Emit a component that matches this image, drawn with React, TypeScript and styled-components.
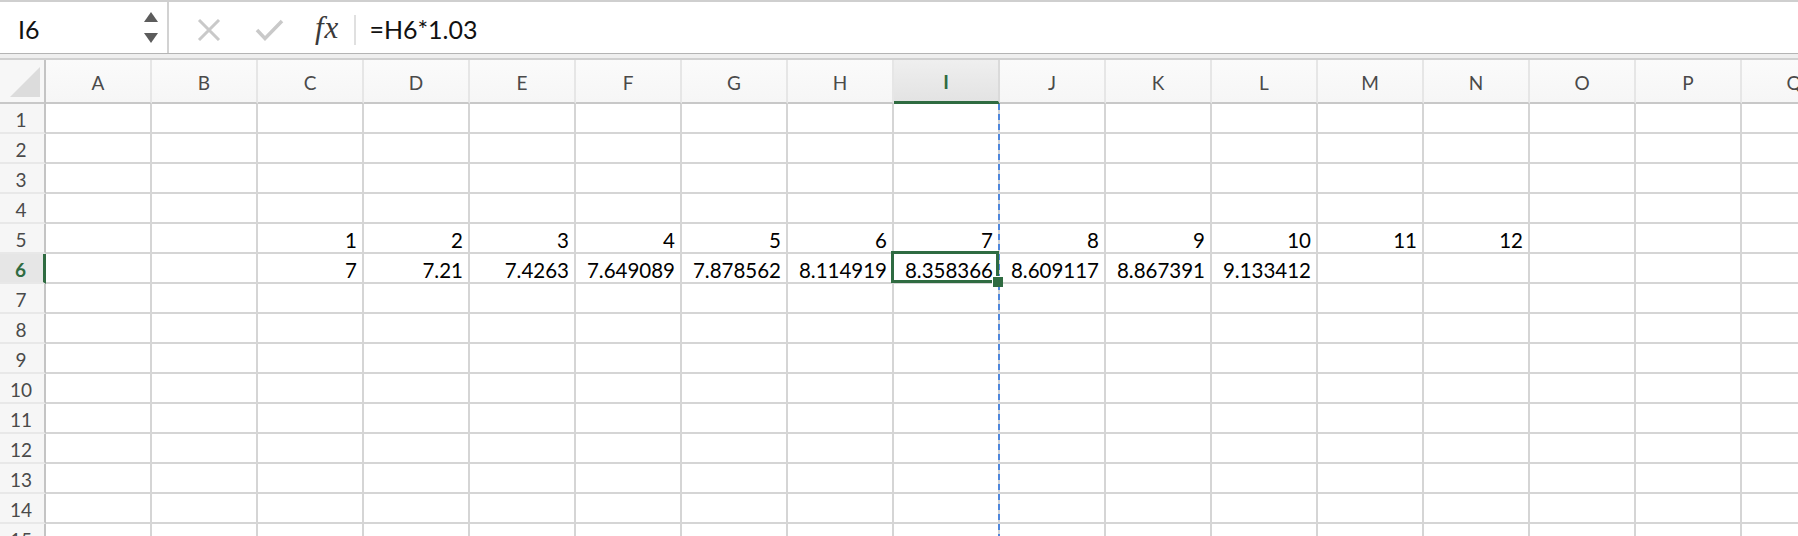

§ §

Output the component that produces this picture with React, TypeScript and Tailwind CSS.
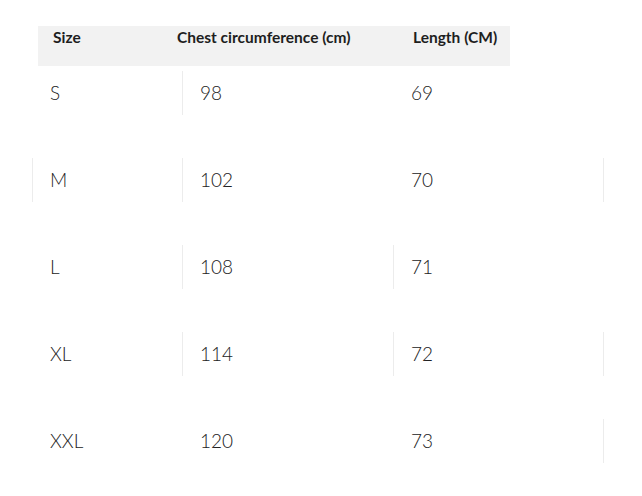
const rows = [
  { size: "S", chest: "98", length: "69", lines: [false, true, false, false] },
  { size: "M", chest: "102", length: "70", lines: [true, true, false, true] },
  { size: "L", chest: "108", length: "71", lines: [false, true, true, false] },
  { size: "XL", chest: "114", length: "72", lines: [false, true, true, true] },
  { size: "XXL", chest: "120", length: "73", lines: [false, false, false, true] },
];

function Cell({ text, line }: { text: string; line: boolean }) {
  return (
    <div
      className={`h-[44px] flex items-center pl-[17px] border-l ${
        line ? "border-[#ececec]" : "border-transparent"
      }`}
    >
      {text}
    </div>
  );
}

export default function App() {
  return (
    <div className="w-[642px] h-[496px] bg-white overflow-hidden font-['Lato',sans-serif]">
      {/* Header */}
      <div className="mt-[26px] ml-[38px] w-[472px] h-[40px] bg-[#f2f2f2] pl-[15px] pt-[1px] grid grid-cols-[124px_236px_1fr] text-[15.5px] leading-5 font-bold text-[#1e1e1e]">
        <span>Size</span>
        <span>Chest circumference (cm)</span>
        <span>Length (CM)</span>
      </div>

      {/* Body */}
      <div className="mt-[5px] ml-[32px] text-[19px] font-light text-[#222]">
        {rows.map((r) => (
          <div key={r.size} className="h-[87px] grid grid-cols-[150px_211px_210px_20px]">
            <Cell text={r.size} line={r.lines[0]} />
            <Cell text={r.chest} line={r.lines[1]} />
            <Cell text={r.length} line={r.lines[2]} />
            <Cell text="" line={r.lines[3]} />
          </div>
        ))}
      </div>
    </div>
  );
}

§ §

Which lines above contain the word "React"? Copy each of them.

Emit a component that matches this image, drawn with React, TypeScript and styled-components.
Output the component that produces this picture with React, TypeScript and Tailwind CSS.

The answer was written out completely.